Florida’s seafood industry assesses damage from Hurricane Idalia

A hard clam farm in Cedar Key, Florida.

Hurricane Idalia made landfall on Wednesday, 30 August in rural Taylor County, Florida, U.S.A., about 90 miles southeast of the state capital at Tallahassee, as a category 3 storm with sustained wind speeds of 125 miles per hour, before dropping to category 2 as it moved northeast overland toward the U.S. state of Georgia.

The state widely avoided major catastrophe, but one of its hardest-hit communities was Cedar Key, home to several aquaculture businesses focused on hard clams. Water levels rose 7 feet above normal in Cedar Key, flooding homes and businesses.

Shellfish farming infrastructure, such as waterfront clam nurseries with their sheds and tanks, are vulnerable to storm tides. During Idalia’s passage, surges lasting beyond landfall were boosted by astronomical high tides – so-called king tides or supermoon tides – due to the moon’s closer orbital approach to Earth and resulting tidal forces.

“It’s a little too early to tell in terms of effects on the clam industry,” Leslie Strumer, a shellfish aquaculture specialist at the University of Florida/IFAS Shellfish Aquaculture Research and Extension Program Cedar Key field office, told National Fisherman.

But early signs were hopeful, Strumer said by cell phone Thursday as she and other staffers returned with boats that had been moved off-island as a precaution. The tide on Thursday, 31 August was still too high to allow a full assessment of how clams on the lease beds survived.

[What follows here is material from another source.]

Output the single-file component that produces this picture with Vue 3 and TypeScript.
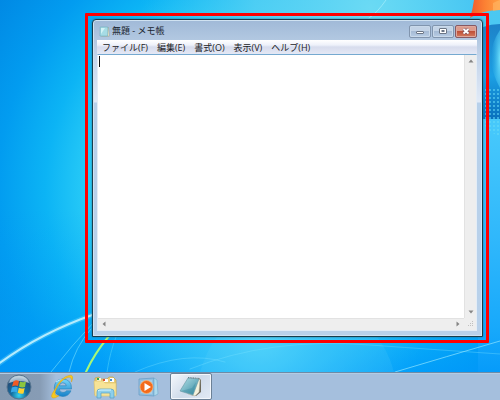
<script setup lang="ts">
import { ref } from 'vue'

interface MenuEntry {
  label: string
  key: string
}

const menus: MenuEntry[] = [
  { label: 'ファイル', key: 'F' },
  { label: '編集', key: 'E' },
  { label: '書式', key: 'O' },
  { label: '表示', key: 'V' },
  { label: 'ヘルプ', key: 'H' },
]

const text = ref('')
</script>

<template>
  <div class="desktop">
    <svg class="wallpaper" viewBox="0 0 500 372" preserveAspectRatio="none" aria-hidden="true">
      <defs>
        <radialGradient id="glow" gradientUnits="userSpaceOnUse" cx="270" cy="190" r="340">
          <stop offset="0" stop-color="#66def8" />
          <stop offset=".35" stop-color="#42d2f7" />
          <stop offset=".53" stop-color="#2accf7" />
          <stop offset=".66" stop-color="#0cb4f5" />
          <stop offset=".8" stop-color="#029cf0" />
          <stop offset="1" stop-color="#0086e2" />
        </radialGradient>
        <radialGradient id="topGlow" gradientUnits="userSpaceOnUse" cx="370" cy="8" r="230">
          <stop offset="0" stop-color="#6bdaf4" />
          <stop offset=".5" stop-color="#56cff3" stop-opacity=".8" />
          <stop offset="1" stop-color="#30bcf0" stop-opacity="0" />
        </radialGradient>
        <linearGradient id="floor" x1="0" y1="0" x2="0" y2="1">
          <stop offset="0" stop-color="#0098fb" stop-opacity="0" />
          <stop offset=".6" stop-color="#009ffa" stop-opacity=".25" />
          <stop offset="1" stop-color="#0098fb" stop-opacity=".75" />
        </linearGradient>
        <radialGradient id="floorGlow" gradientUnits="userSpaceOnUse" cx="260" cy="335" r="160">
          <stop offset="0" stop-color="#4ed2fa" />
          <stop offset="1" stop-color="#25bdf9" stop-opacity="0" />
        </radialGradient>
        <linearGradient id="rightSky" x1="0" y1="0" x2="0" y2="1">
          <stop offset="0" stop-color="#4cc8f0" />
          <stop offset=".35" stop-color="#46c8fb" />
          <stop offset=".65" stop-color="#2fb7fb" />
          <stop offset=".88" stop-color="#18a9fb" />
          <stop offset="1" stop-color="#069bfa" />
        </linearGradient>
        <linearGradient id="orange" x1="0" y1="0" x2="1" y2="0">
          <stop offset="0" stop-color="#f0592b" />
          <stop offset=".5" stop-color="#fc8133" />
          <stop offset="1" stop-color="#ffa044" />
        </linearGradient>
        <linearGradient id="deepBlue" x1="0" y1="0" x2="0" y2="1">
          <stop offset="0" stop-color="#1d82c8" />
          <stop offset=".55" stop-color="#1c9fe3" />
          <stop offset="1" stop-color="#0870bd" />
        </linearGradient>
        <radialGradient id="flare" cx="1" cy=".5" r="1">
          <stop offset="0" stop-color="#6fe0fb" />
          <stop offset="1" stop-color="#30b4ec" stop-opacity="0" />
        </radialGradient>
        <pattern id="dots" width="4" height="4" patternUnits="userSpaceOnUse">
          <circle cx="2" cy="2" r=".9" fill="#66d9f8" opacity=".8" />
        </pattern>
        <filter id="soft"><feGaussianBlur stdDeviation=".7" /></filter>
      </defs>
      <rect width="500" height="372" fill="url(#glow)" />
      <rect width="500" height="240" fill="url(#topGlow)" />
      <rect y="210" width="500" height="162" fill="url(#floor)" />
      <rect y="175" width="500" height="197" fill="url(#floorGlow)" />
      <rect x="478" width="22" height="372" fill="url(#rightSky)" />
      <path d="M200 372Q210 340 225 330L370 328Q388 348 394 372Z" fill="#7be1fc" opacity=".12" />
      <path d="M474 0H500V10Q483 10 470 18Q473 8 474 0Z" fill="url(#orange)" />
      <path d="M493 3Q497 1 500 0V10Q496 10 493 11Z" fill="#ffb765" opacity=".6" />
      <path d="M483 27Q491 24 500 24V119H483Z" fill="url(#deepBlue)" />
      <path d="M500 30Q482 56 500 88Z" fill="url(#flare)" />
      <path d="M483 88H500V136Q490 134 483 123Z" fill="url(#dots)" />
      <g fill="none" stroke-linecap="round">
        <path d="M-3 365Q40 333 95 314" stroke="#61d5fc" stroke-width="5" opacity=".4" filter="url(#soft)" />
        <path d="M-3 365Q40 333 95 314" stroke="#b5ebfd" stroke-width="2" />
        <path d="M51 372Q72 345 94 322M69 372Q75 347 91 329" stroke="#65d5fb" opacity=".7" />
        <path d="M86 372Q94 354 109 336" stroke="#a7f878" stroke-width="2" />
        <path d="M107 372Q110 352 116 337" stroke="#55d8fb" opacity=".5" />
        <path d="M135 372Q185 350 225 362M190 369Q270 337 370 345Q440 350 500 354" stroke="#7ce3ff" opacity=".35" />
        <path d="M395 372Q445 357 500 341" stroke="#8ee4ff" opacity=".7" />
        <path d="M386 0Q377 13 369 18" stroke="#a5eefb" opacity=".7" />
      </g>
    </svg>

    <main class="workspace">
      <div class="highlight">
        <section class="window" aria-label="無題 - メモ帳">
          <header class="titlebar">
            <svg class="title-icon" viewBox="0 0 11 11" aria-hidden="true">
              <path d="M2 1.500H9.500L10.200 10.200H2.500Z" fill="#fff3cf" stroke="#8e9b90" stroke-width=".6" />
              <path d="M1.200 1H8.800L8.500 10H1Z" fill="#a6dce5" stroke="#6eafbd" stroke-width=".6" />
              <path d="M2 2H6L2 8Z" fill="#d2f3f6" />
            </svg>
            <h1 class="title">無題 - メモ帳</h1>
            <div class="controls">
              <button class="control" type="button" aria-label="最小化">
                <svg viewBox="0 0 20 11"><rect x="6.500" y="5.500" width="7" height="2" rx=".5" fill="#fff" stroke="#6b7686" /></svg>
              </button>
              <button class="control" type="button" aria-label="最大化">
                <svg viewBox="0 0 20 11"><rect x="6.500" y="2.500" width="7" height="5" rx=".5" fill="#fff" stroke="#6b7686" /><rect x="9" y="4.500" width="2" height="1" fill="#8298b4" stroke="#6b7686" /></svg>
              </button>
              <button class="control close" type="button" aria-label="閉じる">
                <svg viewBox="0 0 20 11"><path d="M7.500 3L12.500 7.500M12.500 3L7.500 7.500" stroke="#7d5560" stroke-width="3.200" /><path d="M7.500 3L12.500 7.500M12.500 3L7.500 7.500" stroke="#fff" stroke-width="1.800" /></svg>
              </button>
            </div>
          </header>

          <nav class="menubar" aria-label="メニュー">
            <button v-for="m in menus" :key="m.key" class="menu" type="button">{{ m.label }}({{ m.key }})</button>
          </nav>

          <div class="editor">
            <div class="page">
              <textarea v-model="text" class="text" aria-label="本文" spellcheck="false"></textarea>
              <span v-if="!text" class="caret"></span>
            </div>
            <div class="scroll vertical">
              <button type="button" class="arrow" aria-label="上へ"><svg viewBox="0 0 12 12"><path d="M3.500 7.500L6 4.500L8.500 7.500Z" /></svg></button>
              <button type="button" class="arrow" aria-label="下へ"><svg viewBox="0 0 12 12"><path d="M3.500 4.500L6 7.500L8.500 4.500Z" /></svg></button>
            </div>
            <div class="scroll horizontal">
              <button type="button" class="arrow" aria-label="左へ"><svg viewBox="0 0 12 12"><path d="M7.500 2.500L4.500 5L7.500 7.500Z" /></svg></button>
              <button type="button" class="arrow" aria-label="右へ"><svg viewBox="0 0 12 12"><path d="M4.500 2.500L7.500 5L4.500 7.500Z" /></svg></button>
            </div>
            <svg class="grip" viewBox="0 0 12 12" aria-hidden="true">
              <path d="M8 3h1v1h-1zM6 5h1v1h-1zM8 5h1v1h-1zM4 7h1v1h-1zM6 7h1v1h-1zM8 7h1v1h-1z" fill="#c0c0c0" />
            </svg>
          </div>
        </section>
      </div>
    </main>

    <footer class="taskbar">
      <button class="task start" type="button" aria-label="スタート">
        <svg viewBox="0 0 26 26">
          <defs>
            <radialGradient id="orb" cx=".5" cy=".85" r=".8">
              <stop offset="0" stop-color="#35d2ef" /><stop offset=".4" stop-color="#146da0" /><stop offset=".8" stop-color="#234f7a" /><stop offset="1" stop-color="#a5bbca" />
            </radialGradient>
          </defs>
          <circle cx="13" cy="13" r="12" fill="url(#orb)" stroke="#58758f" />
          <path d="M3 9Q5 2 13 2T23 9Q13 5 3 9Z" fill="#dbe8ef" opacity=".65" />
          <path d="M7.500 7.500Q10 5.500 13 7L12 12Q9 11 6 12.500Z" fill="#f05a24" />
          <path d="M14 7.500Q17 9 20 7.500L19 13Q16 14 13 12.500Z" fill="#8bc63e" />
          <path d="M5.800 13.500Q9 12 11.800 13.200L11 18.300Q8 17 4.800 18.500Z" fill="#36a8e9" />
          <path d="M12.800 13.800Q15.500 15.200 18.700 14L17.500 19.500Q15 20.500 11.800 18.800Z" fill="#ffd22e" />
        </svg>
      </button>
      <button class="task" type="button" aria-label="Internet Explorer">
        <svg viewBox="0 0 26 26">
          <defs><linearGradient id="ieBlue" x1="0" y1="0" x2="0" y2="1"><stop offset="0" stop-color="#75d7fa" /><stop offset="1" stop-color="#1781c9" /></linearGradient></defs>
          <path fill-rule="evenodd" d="M22.500 15H10.200Q10.500 18.500 14 18.500Q16.500 18.500 17.500 16.800H22Q19.500 22.500 13.800 22.500Q5.500 22 5.200 14Q5.500 5.500 13.800 5Q22.800 5.500 22.500 15ZM10.300 11.800H17.300Q17 8.800 13.800 8.800Q10.800 8.800 10.300 11.800Z" fill="url(#ieBlue)" stroke="#267fb9" stroke-width=".6" />
          <path d="M7 8Q10 5.500 14 5.500" fill="none" stroke="#b9edfc" />
          <path d="M5.500 16Q.500 23 4 24Q6 24.500 10 21.800Q4.500 22.500 6.500 16.500Q11 6 19 3.300Q23 2.500 22.500 8Q25.500 1.200 21 1.200Q12 2.500 5.500 16Z" fill="#f7c91d" stroke="#d99e18" stroke-width=".5" />
        </svg>
      </button>
      <button class="task" type="button" aria-label="エクスプローラー">
        <svg viewBox="0 0 26 26">
          <path d="M3 6V4L7 3L9 5H15L17 3H21L24 6V21H3Z" fill="#e8ce78" stroke="#c4a44e" stroke-width=".7" />
          <path d="M5 4H9V8H5Z" fill="#f8f8e5" /><path d="M5 4h2v2H5z" fill="#2faa58" /><path d="M11 5h5v3h-5z" fill="#fff" /><path d="M11 5h2v2h-2z" fill="#df5030" /><path d="M18 4h4v4h-4z" fill="#fff" /><path d="M18 5h2v2h-2z" fill="#468ed0" />
          <path d="M2 7H11L13 9H24V22H3Z" fill="#f7e396" stroke="#dec26d" stroke-width=".6" />
          <path d="M5 18Q5 15 8 15H19Q22 15 22 18V24H18V19H9V24H5Z" fill="#8dcfea" stroke="#559fc5" stroke-width=".7" />
          <path d="M6 17Q7 16 9 16H19" fill="none" stroke="#dcf7ff" />
        </svg>
      </button>
      <button class="task" type="button" aria-label="Windows Media Player">
        <svg viewBox="0 0 26 26">
          <path d="M4 5L19 4V22L4 21Z" fill="#91bfe0" stroke="#659bc3" stroke-width=".7" />
          <path d="M19 4L22 6L23 20L19 22Z" fill="#add9ed" stroke="#70aac9" stroke-width=".6" />
          <path d="M6 7L17 6V20L6 19Z" fill="#a7cfea" />
          <circle cx="11.500" cy="13" r="6.500" fill="#f36b1c" stroke="#ffb36b" stroke-width=".7" />
          <path d="M9.500 9L16 13L9.500 17Z" fill="#fff" />
        </svg>
      </button>
      <button class="task active" type="button" aria-label="メモ帳">
        <svg viewBox="0 0 26 26">
          <defs><linearGradient id="noteBlue" x1="0" y1="0" x2="1" y2="1"><stop offset="0" stop-color="#b4e1e7" /><stop offset=".5" stop-color="#75b5c4" /><stop offset="1" stop-color="#368ba0" /></linearGradient></defs>
          <path d="M21 4L23 6V18L18 22L13 21Z" fill="#6d695a" />
          <path d="M20 4L22 6L21 18L17 22L10 20Z" fill="#f5f2dc" stroke="#b5b4a3" stroke-width=".5" />
          <path d="M10 4L21 5L15 21L2 17Z" fill="url(#noteBlue)" stroke="#6696a3" stroke-width=".6" />
          <path d="M10 3.500L21 4.500" fill="none" stroke="#6b818a" stroke-width="1.200" stroke-dasharray="1 .7" />
          <path d="M3 17L14 14L18 8L15 20Z" fill="#277f96" opacity=".3" />
        </svg>
      </button>
    </footer>
  </div>
</template>

<style>
html,
body {
  margin: 0;
}
</style>

<style scoped>
.desktop {
  position: relative;
  display: flex;
  flex-direction: column;
  min-height: 100vh;
  overflow: hidden;
  background: #16b8f5;
  font-family: "Open Sans", "Noto Sans CJK JP", sans-serif;
}
.desktop *,
.desktop {
  box-sizing: border-box;
}
.wallpaper {
  position: absolute;
  top: 0;
  left: 0;
  width: 100%;
  height: calc(100% - 28px);
}
button {
  margin: 0;
  padding: 0;
  border: 0;
  background: none;
  font: inherit;
  color: inherit;
}
svg {
  display: block;
}
.workspace {
  position: relative;
  display: flex;
  flex: 1;
  padding: 13px 11px 29px 85px;
}
.highlight {
  display: flex;
  flex: 1;
  min-width: 0;
  padding: 3px 3px 3px 4px;
  border: 3px solid #f00;
  border-radius: 1px;
}
.window {
  display: flex;
  flex: 1;
  flex-direction: column;
  min-width: 0;
  padding: 0 5px 5px 4px;
  border: 1px solid #183d4d;
  border-radius: 4px 4px 0 0;
  background: linear-gradient(#a0b9d7 0, #b2c8e1 20px, #c3d4ea 36px, #e1eaf7 82px, #b7d0ea 83px, #b9d1ea 100%);
  box-shadow: inset 0 0 0 1px #d0e2f1, 0 0 2px #25677e;
}
.titlebar {
  display: flex;
  flex: 0 0 20px;
  align-items: center;
  gap: 2px;
  padding: 2px 0 0 2px;
}
.title-icon {
  width: 11px;
  height: 11px;
}
.title {
  flex: 1;
  margin: 0;
  color: #19242e;
  font-size: 9px;
  font-weight: 400;
  line-height: 14px;
  white-space: nowrap;
}
.controls {
  display: flex;
  gap: 1px;
}
.control {
  width: 22px;
  height: 13px;
  border: 1px solid #8195ae;
  border-radius: 2px;
  background: linear-gradient(#c3d3e6 0 45%, #a6bbd5 50%, #b8cde5);
  box-shadow: inset 0 0 0 1px #c9d9ea;
}
.control svg {
  width: 20px;
  height: 11px;
}
.close {
  border-color: #875963;
  background: linear-gradient(#dc9b8d 0 45%, #c05038 50%, #d47c60);
  box-shadow: inset 0 0 0 1px #dda89d;
}
.menubar {
  display: flex;
  flex: 0 0 14px;
  gap: 9px;
  padding: 0 5px;
  background: linear-gradient(#fff 0, #eef1fa 5px, #d7dced 7px, #e4e8f5);
}
.menu {
  color: #202125;
  font-size: 9px;
  line-height: 13px;
  white-space: nowrap;
}
.editor {
  display: grid;
  flex: 1;
  grid-template-rows: 1fr 12px;
  grid-template-columns: 1fr 12px;
  border: 1px solid #e4edf6;
  border-top-color: #75a9d0;
  background: #eee;
}
.page {
  position: relative;
  display: flex;
  background: #fff;
}
.text {
  flex: 1;
  min-width: 0;
  padding: 1px 2px;
  border: 0;
  outline: 0;
  background: #fff;
  font: 10px/12px "Open Sans", "Noto Sans CJK JP", sans-serif;
  resize: none;
}
.caret {
  position: absolute;
  top: 1px;
  left: 1px;
  width: 1px;
  height: 11px;
  background: #111;
}
.scroll {
  display: flex;
  justify-content: space-between;
  background: #eee;
}
.vertical {
  flex-direction: column;
  border-left: 1px solid #e2e2e2;
}
.horizontal {
  border-top: 1px solid #e2e2e2;
}
.arrow {
  width: 12px;
  height: 12px;
}
.arrow svg {
  width: 12px;
  height: 12px;
  fill: #858585;
}
.grip {
  width: 12px;
  height: 12px;
}
.taskbar {
  position: relative;
  display: flex;
  flex: 0 0 28px;
  gap: 1px;
  border-top: 1px solid #6e8ba7;
  background: linear-gradient(90deg, #8499b0 0, #879cb5 40px, #a5bfdd 56px, #a5bfdd 100%);
  box-shadow: inset 0 1px #b4cce3;
}
.task {
  display: flex;
  align-items: center;
  justify-content: center;
  width: 42px;
  height: 27px;
}
.task svg {
  width: 26px;
  height: 26px;
}
.start {
  width: 38px;
}
.start + .task {
  margin-left: 2px;
}
.active {
  border: 1px solid #6c8196;
  border-radius: 2px;
  background: linear-gradient(135deg, #f5f8fc, #cfdbea 50%, #e3eaf4);
  box-shadow: inset 0 0 0 1px #f3f7fc;
}
</style>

“I expected all the lease poles to be down, but they’re not. So that’s not so bad,” Strumer said. “We have 120 million clams come out of this island community annually, 90 percent of Florida’s production. That supports 500 jobs. Tentatively, it doesn’t look as bad as it could be.”

Clammers Thursday were cleaning up around sheds and raceways in the island clam nurseries, and the university’s nursery facility seemed not to be as damaged as Strumer had feared.

“I drove up expecting the worst,” she said. "

As clammers investigate the beds, they will determine if clams were buried by shifting sediment, or their bags balled up and displaced from the leases, according to Strumer. After Hurricane Hermine, a category 1 storm in 2016, clam crop losses were estimated at 35 percent.

Scallopers and crabbers in Florida’s Big Bend area are concerned about the deteriorated condition of water quality affecting their ability to fish.

“It’s going to be real slow for a while because our waters are dirty,” scalloper Justin Lord said.

U.S. President Joe Biden is planning to visit Big Bend on Saturday, 2 September to assess the damage, according to The New York Times, and Florida Governor Ron DeSantis visited Steinhatchee, Florida, on Thursday 31 August, promising to seek emergency funding from the federal government to aid in disaster recovery.

“[Commercial fishing] is an important part of the economy here,” he said. “It is going to be a blow to a lot of folks in that industry.”